Les Hongrois, « réfugiés modèle » des années 1950

Guerre froide, réfugié modèle et «miracle humanitaire»

Retour sur les réfugiés hongrois des années 1950 dans l’extrait d’un article de Pauline Cancela, publié dans Le Courrier, le 6 août 2013. Pour lire l’article complet, cliquez ici.

En moins de six mois, les 200 000 réfugiés de la révolution hongroise ont été pris en charge par 29 pays occidentaux. Un exploit que le Haut Commissariat des Nations Unies, chargé de coordonner l’accueil des exilés au niveau international, a pu réaliser non sans un travail d’organisation colossal, le soutien des Etats ainsi que l’approbation passionnée de l’opinion publique. Pour un coût total estimé à plus de 1 milliard de dollars, estime l’historien hongrois Gusztáv Kecskés. Cela tient, selon lui, du «miracle humanitaire». Explications.

Guerre froide et anticommunisme
En 1956, le monde est manichéen. L’anticommunisme fait l’unanimité à l’ouest du rideau de fer. Venir en aide aux «combattants de la liberté» ne fait aucun doute. «Lorsque la révolution hongroise est matée par le régime de Moscou, la déception des Occidentaux est énorme», explique le professeur Gusztáv Kecskés, que nous avons rencontré à Genève.
Au niveau stratégique, les Etats ont tout intérêt à collaborer à cet élan de solidarité. L’OTAN veille à ce que l’effort se maintienne tout au long de l’année 1957. En termes de politique intérieure aussi, les atrocités du régime communiste donnent du grain à moudre à l’antisoviétisme, permettant d’affaiblir les fractions d’extrême gauche qui se distancient avec peine de Moscou.
Quant à la Suisse, relève M. Kecskés, «cela lui permet d’afficher son soutien au camp occidental sans trahir sa légendaire neutralité».

L’après-guerre
Après les horreurs de la Seconde Guerre mondiale, l’opinion publique est déterminée à éviter que l’histoire ne se répète.
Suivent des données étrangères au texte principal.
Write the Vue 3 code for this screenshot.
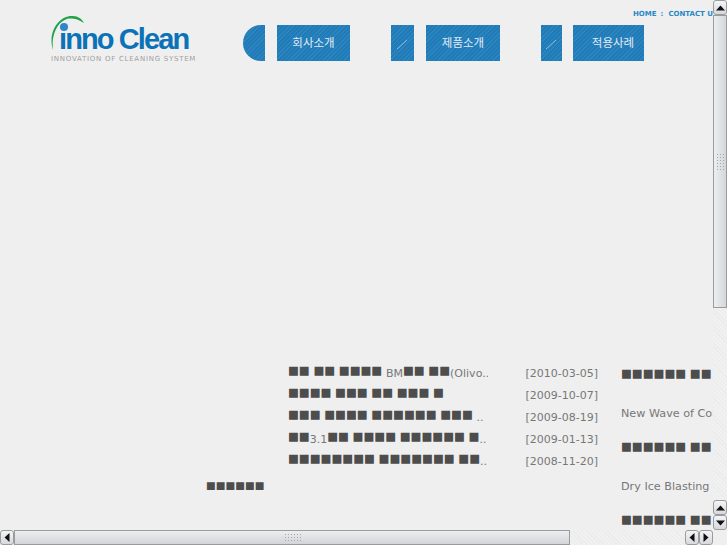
<script setup>
const navItems = [
  { label: '회사소개', cap: 'cap-round', capW: 22, gap: 12, w: 73, next: 41, slash: false, shift: false },
  { label: '제품소개', cap: '', capW: 23, gap: 12, w: 74, next: 41, slash: true, shift: false },
  { label: '적용사례', cap: '', capW: 21, gap: 11, w: 71, next: 0, slash: true, shift: true },
]
const T = (t) => ({ t, k: 'tofu' })
const L = (t) => ({ t, k: 'latin' })
const news = [
  { parts: [T('■■ ■■ ■■■■ '), L('BM'), T('■■ ■■'), L('(Olivo..')], date: '[2010-03-05]' },
  { parts: [T('■■■■ ■■■ ■■ ■■■ ■')], date: '[2009-10-07]' },
  { parts: [T('■■■ ■■■■ ■■■■■■ ■■■ '), L('..')], date: '[2009-08-19]' },
  { parts: [T('■■'), L('3.1'), T('■■ ■■■■ ■■■■■■ ■'), L('..')], date: '[2009-01-13]' },
  { parts: [T('■■■■■■■■ ■■■■■■■ ■■'), L('..')], date: '[2008-11-20]' },
]
const side = [
  { t: '■■■■■■ ■■', k: 'tofu' },
  { t: 'New Wave of Cold Jet', k: 'latin' },
  { t: '■■■■■■ ■■', k: 'tofu' },
  { t: 'Dry Ice Blasting', k: 'latin' },
  { t: '■■■■■■ ■■', k: 'tofu' },
]
</script>

<template>
  <div class="window">
    <main class="viewport">
      <div class="page">
        <header class="header">
          <div class="logo">
            <svg class="logo-mark" width="50" height="44" viewBox="0 0 50 44">
              <path d="M3 37 C-3 18 10 2 23 3 C28 3 32 6 34 10 C28 6 24 5 19 5.5 C9 7 1 20 3 37Z" fill="#1fa24a" />
              <circle cx="14" cy="14" r="4" fill="#2f86c8" />
            </svg>
            <div class="logo-name">inno Clean</div>
            <div class="logo-tag">INNOVATION OF CLEANING SYSTEM</div>
          </div>
          <nav class="nav">
            <div v-for="item in navItems" :key="item.label" class="nav-item" :style="{ marginRight: item.next + 'px' }">
              <div class="hatch cap" :class="item.cap" :style="{ width: item.capW + 'px', marginRight: item.gap + 'px' }">
                <svg v-if="item.slash" width="16" height="16" viewBox="0 0 16 16">
                  <path d="M2 14 L12 5" stroke="#8dbfe0" stroke-width="1" />
                </svg>
              </div>
              <div class="hatch nav-btn" :class="{ shifted: item.shift }" :style="{ width: item.w + 'px' }">{{ item.label }}</div>
            </div>
          </nav>
          <div class="top-links">
            <span>HOME</span><span class="sep">:</span><span>CONTACT US</span>
          </div>
        </header>
        <section class="content">
          <h2 class="side-title">■■■■■■</h2>
          <div class="news">
            <div v-for="row in news" :key="row.date" class="news-row">
              <div class="news-title">
                <span v-for="(p, i) in row.parts" :key="i" :class="p.k">{{ p.t }}</span>
              </div>
              <div class="news-date">{{ row.date }}</div>
            </div>
          </div>
          <ul class="side">
            <li v-for="(s, i) in side" :key="i" :class="s.k">{{ s.t }}</li>
          </ul>
        </section>
      </div>
    </main>

    <aside class="vbar">
      <button class="sb-btn v"><svg width="9" height="6" viewBox="0 0 9 6"><path d="M0 5.5 L4.5 0.5 L9 5.5Z" /></svg></button>
      <div class="thumb v-thumb"><i class="grip v-grip"></i></div>
      <div class="track"></div>
      <button class="sb-btn v"><svg width="9" height="6" viewBox="0 0 9 6"><path d="M0 5.5 L4.5 0.5 L9 5.5Z" /></svg></button>
      <button class="sb-btn v"><svg width="9" height="6" viewBox="0 0 9 6"><path d="M0 0.5 L4.5 5.5 L9 0.5Z" /></svg></button>
    </aside>

    <aside class="hbar">
      <button class="sb-btn h"><svg width="6" height="9" viewBox="0 0 6 9"><path d="M5.5 0 L0.5 4.5 L5.5 9Z" /></svg></button>
      <div class="thumb h-thumb"><i class="grip h-grip"></i></div>
      <div class="track"></div>
      <button class="sb-btn h"><svg width="6" height="9" viewBox="0 0 6 9"><path d="M5.5 0 L0.5 4.5 L5.5 9Z" /></svg></button>
      <button class="sb-btn h"><svg width="6" height="9" viewBox="0 0 6 9"><path d="M0.5 0 L5.5 4.5 L0.5 9Z" /></svg></button>
    </aside>
    <div class="corner"></div>
  </div>
</template>

<style scoped>
.window {
  width: 727px;
  height: 545px;
  display: grid;
  grid-template-columns: 713px 14px;
  grid-template-rows: 530px 15px;
  background: #efefef;
  overflow: hidden;
  font-family: "DejaVu Sans", sans-serif;
}
.viewport { overflow: hidden; min-width: 0; }
.page { width: 900px; }

.header {
  height: 61px;
  display: flex;
  align-items: flex-start;
  padding-left: 51px;
  position: relative;
}
.logo { width: 192px; height: 61px; position: relative; }
.logo-mark { position: absolute; left: -1px; top: 13px; }
.logo-name {
  margin-top: 21px;
  margin-left: 8px;
  font: bold 29px/36px "Liberation Sans", sans-serif;
  letter-spacing: -1.9px;
  color: #0b72b7;
  white-space: nowrap;
}
.logo-tag {
  margin-top: -2px;
  font: 7px/9px "DejaVu Sans", sans-serif;
  letter-spacing: 0.74px;
  color: #a0a0a0;
  white-space: nowrap;
}
.nav { display: flex; padding-top: 25px; }
.nav-item { display: flex; }
.hatch {
  height: 36px;
  background-color: #1f7cb9;
  background-image: repeating-linear-gradient(135deg, rgba(255,255,255,.07) 0 1px, transparent 1px 3px);
}
.cap { display: flex; align-items: center; justify-content: center; }
.cap-round { border-radius: 18px 0 0 18px; }
.nav-btn {
  display: flex;
  align-items: center;
  justify-content: center;
  box-sizing: border-box;
  font: 11.5px/1 "Noto Sans CJK KR", sans-serif;
  color: #e0ebf4;
}
.nav-btn.shifted { padding-left: 9px; }
.top-links {
  position: absolute;
  left: 633px;
  top: 10px;
  font: bold 7px/9px "DejaVu Sans", sans-serif;
  color: #2a88c6;
  white-space: nowrap;
}
.sep { margin: 0 5px 0 4px; }

.content {
  display: flex;
  padding-left: 206px;
  margin-top: 298px;
}
.side-title {
  width: 82px;
  margin: 116px 0 0;
  font: normal 10.3px/20px "DejaVu Sans", sans-serif;
  color: #4d4d4d;
  white-space: nowrap;
}
.news { width: 333px; }
.news-row { display: flex; height: 22px; align-items: flex-start; }
.news-title {
  width: 200px;
  height: 24px;
  margin-top: -1px;
  white-space: nowrap;
  overflow: hidden;
  line-height: 22px;
}
.news-title .latin { vertical-align: -3px; }
.news-date {
  width: 110px;
  text-align: right;
  font-size: 11px;
  line-height: 30px;
  color: #777;
}
.tofu { font-size: 11.5px; color: #4d4d4d; }
.latin { font-size: 11px; color: #777; }
.side { list-style: none; margin: 0; padding: 0; white-space: nowrap; }
.side li { height: 36.5px; line-height: 28px; }
.side li.latin { font-size: 11.2px; line-height: 36px; }

.vbar { display: flex; flex-direction: column; }
.hbar { display: flex; }
.vbar .track, .hbar .track {
  flex: 1;
  background-color: #f1f1f1;
  background-image: repeating-linear-gradient(45deg, #ebebeb 0 1px, transparent 1px 3px);
}
.corner { background: #efefef; }
.sb-btn {
  flex: none;
  padding: 0;
  display: flex;
  align-items: center;
  justify-content: center;
  border: 1px solid #9b9b9b;
  border-radius: 3px;
  background: linear-gradient(#f4f5f7, #d6d8dc);
}
.sb-btn svg { fill: #111; display: block; }
.sb-btn.v { width: 14px; height: 15px; }
.sb-btn.h { width: 14px; height: 15px; }
.thumb {
  flex: none;
  border: 1px solid #9b9b9b;
  box-sizing: border-box;
  display: flex;
  align-items: center;
  justify-content: center;
}
.v-thumb {
  height: 293px;
  background: linear-gradient(90deg, #eceef2, #d4d6da);
  align-items: flex-start;
}
.h-thumb {
  width: 556px;
  height: 15px;
  background: linear-gradient(#eceef2, #d2d4d8);
  justify-content: flex-start;
}
.grip {
  display: block;
  background-image: radial-gradient(#a6a6a6 0.8px, transparent 1px);
  background-size: 3px 3px;
}
.v-grip { width: 9px; height: 18px; margin-top: 137px; }
.h-grip { width: 18px; height: 9px; margin-left: 269px; }
</style>

<style>
html, body { margin: 0; background: #efefef; }
</style>
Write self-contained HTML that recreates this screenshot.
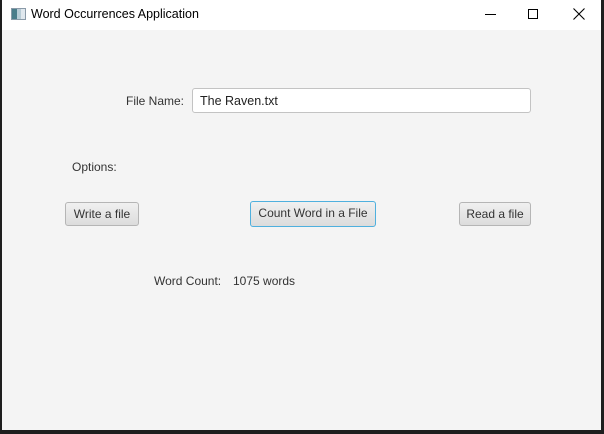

On vient également de signer la Convention de 1951 relative au statut des réfugiés. La Suisse est d’autant plus ouverte à l’asile que «la publication du rapport Ludwig provoque un malaise», note le professeur de géographie Etienne Piguet. La Confédération a mauvaise conscience après sa politique restrictive envers les réfugiés juifs.
Enfin, l’Europe a besoin de main-d’œuvre pour se reconstruire. «Les Hongrois tombaient bien car l’Occident était en pleine expansion économique.»

Les réfugiés modèles
«Blancs et anticommunistes, les Magyars étaient les parfaits demandeurs d’asile», reprend Gusztáv Kecskés. Ils arrivent en général bien formés, célibataires, en bonne santé et jeunes. Même religion, même culture, les occidentaux n’ont aucun mal à s’identifier.
«Le Hongrois est d’ailleurs devenu le symbole du bon réfugié», rappelle M. Piguet. Sauf que, même fuyant pour des motifs légitimes, ils n’étaient pas tous persécutés individuellement – c’est un des critères actuels pour obtenir l’asile en Suisse. D’après M. Kecskès, moins de 5% des réfugiés pouvaient réellement craindre des mesures de rétorsion en vertu de leur participation aux combats de Budapest.
A l’époque, on a toutefois jugé que l’absence totale de perspective et le contexte global de violence étaient des motifs suffisants. Les temps ont changé, regrette Etienne Piguet: «C’était l’âge d’or de l’asile. Bien des requérants qu’on classe actuellement dans les ‘faux’ réfugiés, ou envers lesquels on observe une politique d’accueil restrictive, sont dans la même situation.»